There are only a few "logical" reasons to get a mac.
1) you are designing software for Mac/IOS
2) you are not very tech savvy
mac takes linux, and locks it down to bare minimums and makes its very user friendly. There is much less malware for mac then on windows. BUT they dont allow you to have much freedom with your computer. you usually cant upgrade them, you usually cant repair them yourself, and getting them repaired is extremely expensive.
But macs are needlessly expensive. you are paying a LOT for the apple "brand name". Also apple as a company is the bottom of the barrel. they are one of the top offenders for getting everything cheap from china (and quite literally working them to death), and they have extremely shady business tactics, such as getting patents on things like the "rectangle shape" and suing everyone who uses rectangle (i only wish i was joking...).
They just do soooo much shady and underhanded business tactics (could read things on google for years on all the things they do), that as a company i hope they die. (they NEED to die). they are the epitome of evil.

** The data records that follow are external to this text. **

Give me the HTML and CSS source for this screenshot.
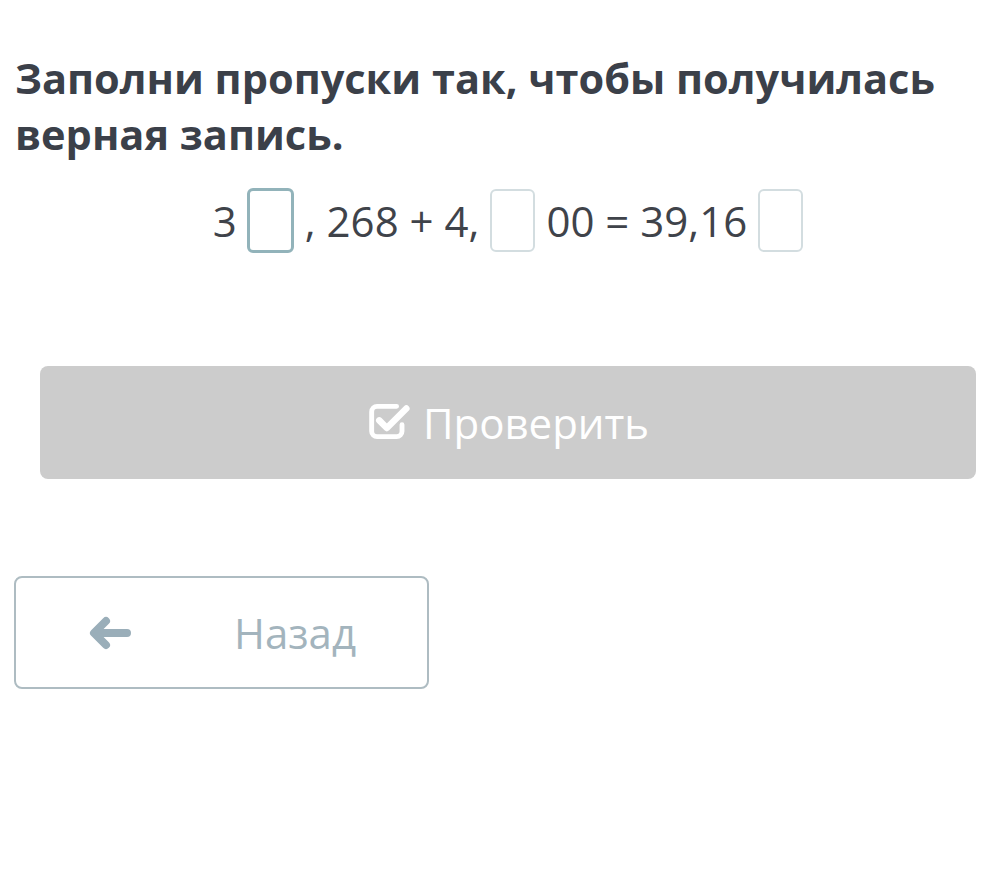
FILE: index.html
```html
<!DOCTYPE html>
<html lang="ru">
<head>
<meta charset="utf-8">
<title>Задание</title>
<link rel="stylesheet" href="styles.css">
</head>
<body>
<main class="page">
  <h1 class="title">Заполни пропуски так, чтобы получилась верная запись.</h1>
  <div class="equation">
    <span class="num">3</span>
    <span class="gap gap-active"></span>
    <span class="num">, 268 + 4,</span>
    <span class="gap"></span>
    <span class="num">00 = 39,16</span>
    <span class="gap"></span>
  </div>
  <div class="check-wrap">
    <button class="check-btn" type="button">
      <svg class="check-icon" viewBox="0 0 40 36" width="44" height="39" aria-hidden="true">
        <path d="M27 4H9a5 5 0 0 0-5 5v18a5 5 0 0 0 5 5h18a5 5 0 0 0 5-5v-6" fill="none" stroke="#fff" stroke-width="4.5" stroke-linecap="round"/>
        <path d="M11 17l7 7L36 6" fill="none" stroke="#fff" stroke-width="6" stroke-linecap="round" stroke-linejoin="round"/>
      </svg>
      <span>Проверить</span>
    </button>
  </div>
  <div class="back-wrap">
    <button class="back-btn" type="button">
      <svg class="back-icon" viewBox="0 0 42 34" width="42" height="34" aria-hidden="true">
        <path d="M17 5L5 17l12 12M6 17h32" fill="none" stroke="#9aaeb9" stroke-width="8" stroke-linecap="round" stroke-linejoin="round"/>
      </svg>
      <span class="back-text">Назад</span>
    </button>
  </div>
</main>
</body>
</html>
```
FILE: styles.css
```css
html, body {
  margin: 0;
  padding: 0;
  background: #ffffff;
}
.page {
  font-family: "Open Sans", "Liberation Sans", sans-serif;
  padding-top: 50px;
}
.title {
  margin: 0 40px 0 15px;
  font-size: 41.5px;
  font-weight: 700;
  line-height: 56px;
  color: #3b4049;
}
.equation {
  display: flex;
  align-items: center;
  justify-content: center;
  margin-top: 25px;
  padding-left: 24px;
  font-size: 42px;
  color: #3f434a;
  height: 66px;
}
.num {
  white-space: pre;
}
.gap {
  display: inline-block;
  box-sizing: border-box;
  width: 45px;
  height: 63px;
  border: 2px solid #d3dde0;
  border-radius: 6px;
  margin: 0 11px;
}
.gap-active {
  width: 47px;
  height: 65px;
  border: 3px solid #92b3ba;
  margin: 0 11px 0 10px;
}
.check-wrap {
  padding: 0 27px 0 40px;
  margin-top: 113px;
}
.check-btn {
  width: 100%;
  height: 113px;
  border: none;
  border-radius: 8px;
  background: #cccccc;
  color: #ffffff;
  font-family: inherit;
  font-size: 42px;
  display: flex;
  align-items: center;
  justify-content: center;
  gap: 12px;
  padding: 0;
}
.check-icon {
  display: block;
  margin-top: -3px;
}
.back-wrap {
  margin-top: 97px;
  padding-left: 14px;
}
.back-btn {
  box-sizing: border-box;
  width: 415px;
  height: 113px;
  border: 2px solid #aebcc2;
  border-radius: 8px;
  background: #ffffff;
  display: flex;
  align-items: center;
  padding: 0 0 0 73px;
  font-family: inherit;
  font-size: 42px;
  color: #a3b4bd;
}
.back-icon {
  display: block;
}
.back-text {
  margin-left: 103px;
}
```
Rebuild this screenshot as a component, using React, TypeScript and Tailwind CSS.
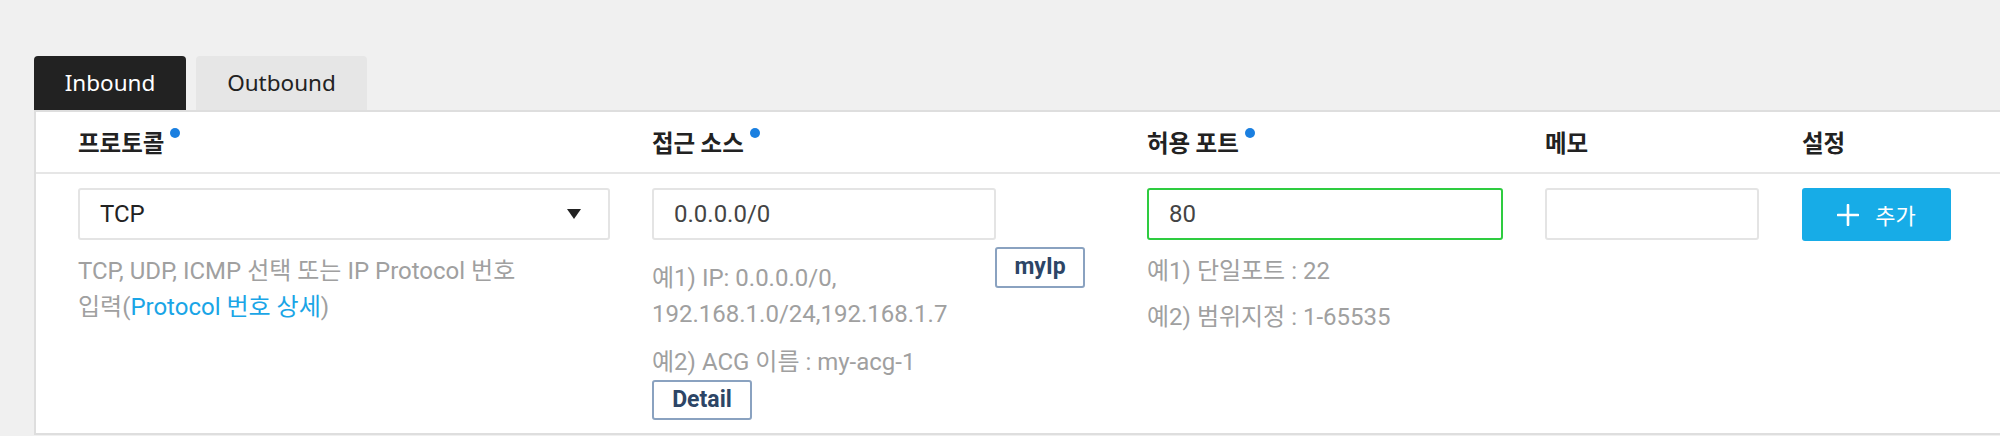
import React from "react";

// Security group rule editor (Inbound / Outbound)

const sans = "font-['Roboto','Noto_Sans_CJK_KR',sans-serif]";
const kr = "font-['Noto_Sans_CJK_KR','Noto_Sans',sans-serif]";

const RequiredDot = () => (
  <span className="ml-[6px] mt-[2px] size-[10px] shrink-0 rounded-full bg-[#1a7fe0]" />
);

const HeaderCell = ({ label, required }: { label: string; required?: boolean }) => (
  <div className="flex items-center">
    <div className="flex items-start">
      <span className={`${kr} text-[23.5px] font-bold leading-[32px] text-[#222]`}>{label}</span>
      {required && <RequiredDot />}
    </div>
  </div>
);

const TextBox = ({ value, width, focused }: { value?: string; width: string; focused?: boolean }) => (
  <input
    readOnly
    defaultValue={value}
    className={`${sans} ${width} h-[52px] rounded-[3px] border-2 bg-white px-[20px] text-[24px] text-[#444] outline-none ${
      focused ? "border-[#2ecc40]" : "border-[#e4e4e4]"
    }`}
  />
);

const OutlineButton = ({ label, className }: { label: string; className?: string }) => (
  <button
    className={`${sans} flex items-center justify-center rounded-[3px] border-2 border-[#8aa2c0] bg-white text-[23px] font-bold text-[#2c4566] ${className ?? ""}`}
  >
    {label}
  </button>
);

export default function App() {
  return (
    <div className="h-[436px] overflow-hidden bg-[#f0f0f0] pl-[34px] pt-[56px]">
      {/* tabs */}
      <div className="flex gap-[10px]">
        <div className="flex h-[54px] w-[152px] items-center justify-center rounded-t-[4px] bg-[#222] font-['Noto_Sans',sans-serif] text-[22.5px] text-white">
          Inbound
        </div>
        <div className="flex h-[54px] w-[171px] items-center justify-center rounded-t-[4px] bg-[#e6e6e6] font-['Noto_Sans',sans-serif] text-[22.5px] text-[#222]">
          Outbound
        </div>
      </div>

      {/* card */}
      <div className="border-2 border-r-0 border-[#dedede] bg-white">
        {/* header row */}
        <div className="grid h-[62px] grid-cols-[574px_495px_398px_257px_1fr] border-b-2 border-[#e6e6e6] pl-[42px]">
          <HeaderCell label="프로토콜" required />
          <HeaderCell label="접근 소스" required />
          <HeaderCell label="허용 포트" required />
          <HeaderCell label="메모" />
          <HeaderCell label="설정" />
        </div>

        {/* body row */}
        <div className={`${sans} grid grid-cols-[574px_495px_398px_257px_1fr] items-start pb-[13px] pl-[42px] pt-[14px]`}>
          {/* protocol */}
          <div>
            <div className="flex h-[52px] w-[532px] items-center justify-between rounded-[3px] border-2 border-[#e4e4e4] pl-[20px] pr-[27px]">
              <span className="text-[24px] text-[#222]">TCP</span>
              <svg width="14" height="10" viewBox="0 0 14 10">
                <polygon points="0,0 14,0 7,10" fill="#222" />
              </svg>
            </div>
            <p className="mt-[13px] text-[24px] leading-[36px] text-[#a0a0a0]">
              TCP, UDP, ICMP 선택 또는 IP Protocol 번호
              <br />
              입력(<span className="text-[#1aa5e6]">Protocol 번호 상세</span>)
            </p>
          </div>

          {/* source */}
          <div className="w-[433px]">
            <TextBox value="0.0.0.0/0" width="w-[344px]" />
            <div className="mt-[7px]">
              <OutlineButton label="myIp" className="float-right h-[41px] w-[90px]" />
              <p className="pt-[13px] text-[24px] leading-[36px] text-[#a0a0a0]">
                예1) IP: 0.0.0.0/0,
                <br />
                192.168.1.0/24,192.168.1.7
              </p>
              <p className="mt-[12px] text-[24px] leading-[36px] text-[#a0a0a0]">예2) ACG 이름 : my-acg-1</p>
              <OutlineButton label="Detail" className="h-[40px] w-[100px]" />
            </div>
          </div>

          {/* port */}
          <div>
            <TextBox value="80" width="w-[356px]" focused />
            <div className="mt-[13px] flex flex-col gap-[10px] text-[24px] leading-[36px] text-[#a0a0a0]">
              <p>예1) 단일포트 : 22</p>
              <p>예2) 범위지정 : 1-65535</p>
            </div>
          </div>

          {/* memo */}
          <div>
            <TextBox width="w-[214px]" />
          </div>

          {/* action */}
          <div>
            <button className="flex h-[53px] w-[149px] items-center justify-center gap-[16px] rounded-[3px] bg-[#17ace7] text-white">
              <svg width="22" height="22" viewBox="0 0 22 22">
                <path d="M11 1v20M1 11h20" stroke="#fff" strokeWidth="2.6" strokeLinecap="round" />
              </svg>
              <span className={`${kr} text-[22px]`}>추가</span>
            </button>
          </div>
        </div>
      </div>
    </div>
  );
}
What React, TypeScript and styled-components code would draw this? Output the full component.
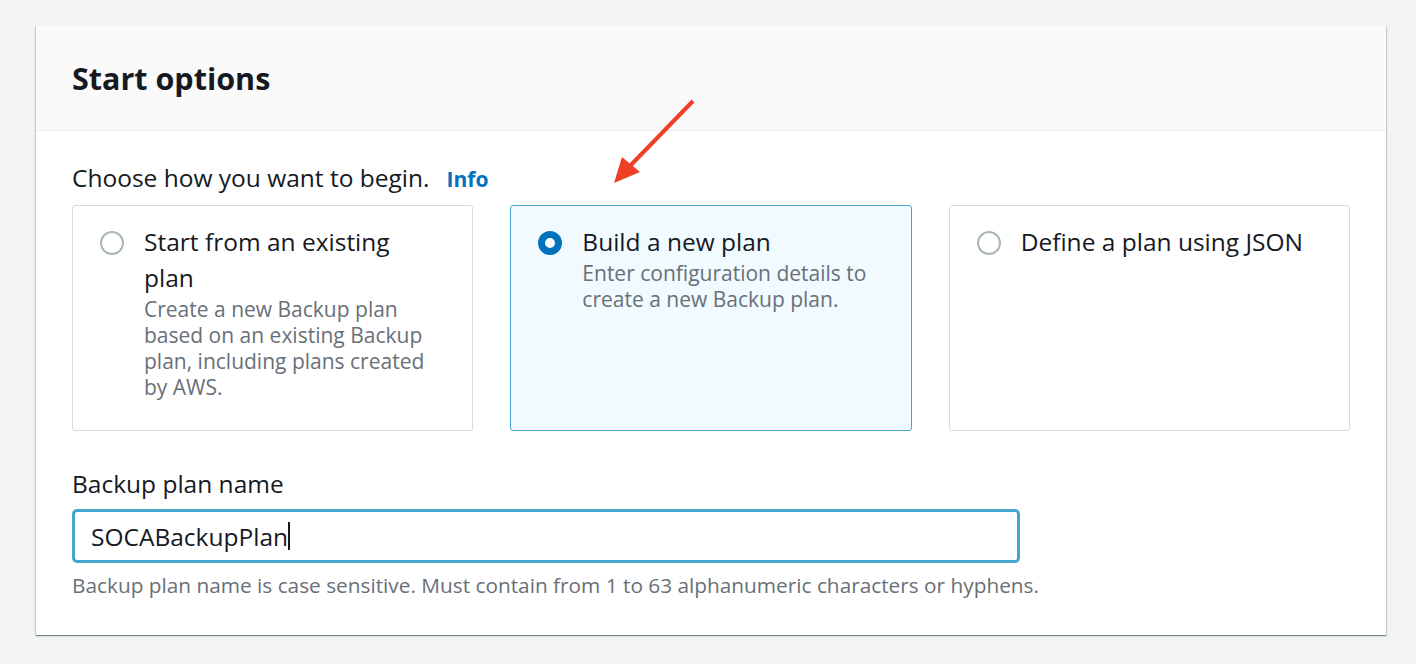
import React from "react";
import styled, { createGlobalStyle } from "styled-components";

const Global = createGlobalStyle`
  html, body { margin: 0; padding: 0; }
  body {
    background: #f2f3f3;
    font-family: "Open Sans", "Noto Sans", Arial, sans-serif;
    color: #16191f;
  }
`;

const Page = styled.div`
  position: relative;
  width: 1416px;
  height: 664px;
  padding: 26px 0 0 36px;
  box-sizing: border-box;
  overflow: hidden;
`;

const Card = styled.section`
  width: 1350px;
  background: #ffffff;
  box-shadow: 0 1px 1px 0 rgba(0, 28, 36, 0.3), 1px 1px 1px 0 rgba(0, 28, 36, 0.15),
    -1px 1px 1px 0 rgba(0, 28, 36, 0.15);
`;

const Header = styled.header`
  height: 104px;
  background: #fafafa;
  border-bottom: 1px solid #eaeded;
  display: flex;
  align-items: center;
  padding: 0 36px;
`;

const Title = styled.h2`
  margin: 0;
  font-size: 30.5px;
  font-weight: 700;
  color: #16191f;
`;

const Body = styled.div`
  padding: 30px 36px 35px;
`;

const Prompt = styled.div`
  display: flex;
  align-items: baseline;
  font-size: 24.5px;
  line-height: 34px;
  margin-bottom: 9px;
`;

const InfoLink = styled.a`
  margin-left: 17px;
  color: #0073bb;
  font-weight: 700;
  font-size: 21px;
  text-decoration: none;
`;

const Tiles = styled.div`
  display: grid;
  grid-template-columns: repeat(3, 1fr);
  column-gap: 37px;
`;

const Tile = styled.label<{ $selected?: boolean }>`
  height: 226px;
  box-sizing: border-box;
  display: flex;
  align-items: flex-start;
  gap: 20px;
  padding: 18px 30px 0 27px;
  border: 1px solid ${(p) => (p.$selected ? "#47a5cd" : "#d5dbdb")};
  border-radius: 3px;
  background: ${(p) => (p.$selected ? "#f1faff" : "#ffffff")};
`;

const Radio = styled.span<{ $checked?: boolean }>`
  flex: none;
  width: 24px;
  height: 24px;
  box-sizing: border-box;
  margin-top: 7px;
  border-radius: 50%;
  background: #ffffff;
  border: ${(p) => (p.$checked ? "7px solid #0073bb" : "2px solid #aab7b8")};
`;

const TileText = styled.div`
  display: flex;
  flex-direction: column;
  max-width: 285px;
`;

const TileTitle = styled.span`
  font-size: 24.5px;
  line-height: 36px;
  color: #16191f;
`;

const TileDesc = styled.span`
  font-size: 21px;
  line-height: 26px;
  color: #687078;
`;

const Field = styled.div`
  margin-top: 36px;
  display: flex;
  flex-direction: column;
`;

const FieldLabel = styled.div`
  font-size: 24.5px;
  line-height: 34px;
  margin-bottom: 8px;
`;

const InputBox = styled.div`
  width: 948px;
  height: 54px;
  box-sizing: border-box;
  border: 3px solid #47a5cd;
  border-radius: 5px;
  display: flex;
  align-items: center;
  padding: 0 16px;
  font-size: 24.5px;
  color: #16191f;
  background: #ffffff;
`;

const Caret = styled.span`
  display: inline-block;
  width: 2px;
  height: 28px;
  background: #16191f;
`;

const Hint = styled.div`
  margin-top: 7px;
  font-size: 20.8px;
  line-height: 30px;
  color: #687078;
`;

const ArrowLayer = styled.svg`
  position: absolute;
  left: 0;
  top: 0;
  pointer-events: none;
`;

const options = [
  {
    title: "Start from an existing plan",
    desc: "Create a new Backup plan based on an existing Backup plan, including plans created by AWS.",
    selected: false,
  },
  {
    title: "Build a new plan",
    desc: "Enter configuration details to create a new Backup plan.",
    selected: true,
  },
  { title: "Define a plan using JSON", desc: "", selected: false },
];

export default function App() {
  return (
    <>
      <Global />
      <Page>
        <Card>
          <Header>
            <Title>Start options</Title>
          </Header>
          <Body>
            <Prompt>
              Choose how you want to begin.
              <InfoLink href="#">Info</InfoLink>
            </Prompt>
            <Tiles>
              {options.map((o) => (
                <Tile key={o.title} $selected={o.selected}>
                  <Radio $checked={o.selected} />
                  <TileText>
                    <TileTitle>{o.title}</TileTitle>
                    {o.desc && <TileDesc>{o.desc}</TileDesc>}
                  </TileText>
                </Tile>
              ))}
            </Tiles>
            <Field>
              <FieldLabel>Backup plan name</FieldLabel>
              <InputBox>
                SOCABackupPlan
                <Caret />
              </InputBox>
              <Hint>
                Backup plan name is case sensitive. Must contain from 1 to 63 alphanumeric characters or
                hyphens.
              </Hint>
            </Field>
          </Body>
        </Card>
        <ArrowLayer width="1416" height="664" viewBox="0 0 1416 664">
          <line x1="693" y1="101" x2="628" y2="168" stroke="#ee4026" strokeWidth="4" strokeLinecap="butt" />
          <polygon points="614,183 622,157 640,172" fill="#ee4026" />
        </ArrowLayer>
      </Page>
    </>
  );
}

And so buying macs, you are supporting them and this **** behavior... so its hard to not look at mac users with ill intent. as they are either pricks or ignorant people.
Windows is really a crap platform. But it atleast allows your freedom of hardware. and even as an operating system its more open then macs are. But windows is now heading down the path of profiting off your data and spamming you with advertisements. so ehhh.
Linux is the master race operating system. Its secure, free, open-source. everything about it is good. The only problem is for things such as playing games its not QUITE there. it has pretty good gaming support, but many games are not supported, and gpu drivers are also close but still not quite there yet. There also not a lot of commercial software support (such as adobe suite and etc).
Now there are lots of free open-source alternatives, but if you rely on specific software, it may not work on linux (there is always WINE or running a windows virtual machine, which will drastically help with supporting that stuff).
But i think it still has a few more years until its more ready for the average user, or maybe slightly above average user. If you dont mine fiddling with things and problem solving and know how to use google and online forums effectively, linux is already a great operating system, aside from being a good gaming platform. (but its very close to that).
EDIT: there are quite of few games which have native linux support. using WINE/play on linux, you can get a lot of games working properly (requires some time tweaking things to get it working). For things that wont work you can either dual boot windows or run windows in a VM with gpu passthrough (very difficult, not recommended for people that dont know what they are doing).
I never said it was a "gaming platform", but its not too far away from being one. (as long as you dont mind getting your hands dirty). id say within a few years, linux will be a viable gaming platform. i mean steam is making a lot of headway in linux (with steamos, which i dont know if that will succeed or not, but its still paving the way for linux gaming and pushing it full steam ahead).
with vulkan API, if games decide to support it (they would be crazy not to), its really going to change gaming on linux entirely. openGL is kind of a turd, which is one reason linux gaming isnt really a thing yet. new api and little better support from gpu vendors, and linux is a gaming platform.
nvidia gpu drivers are "almost" as good as windows gpu drivers. amd closed source drivers are absolute ****. the open source amd drivers are actually better then the closed source ones, but still not even close to windows amd drivers.
like what are you even talking about? do you even use linux?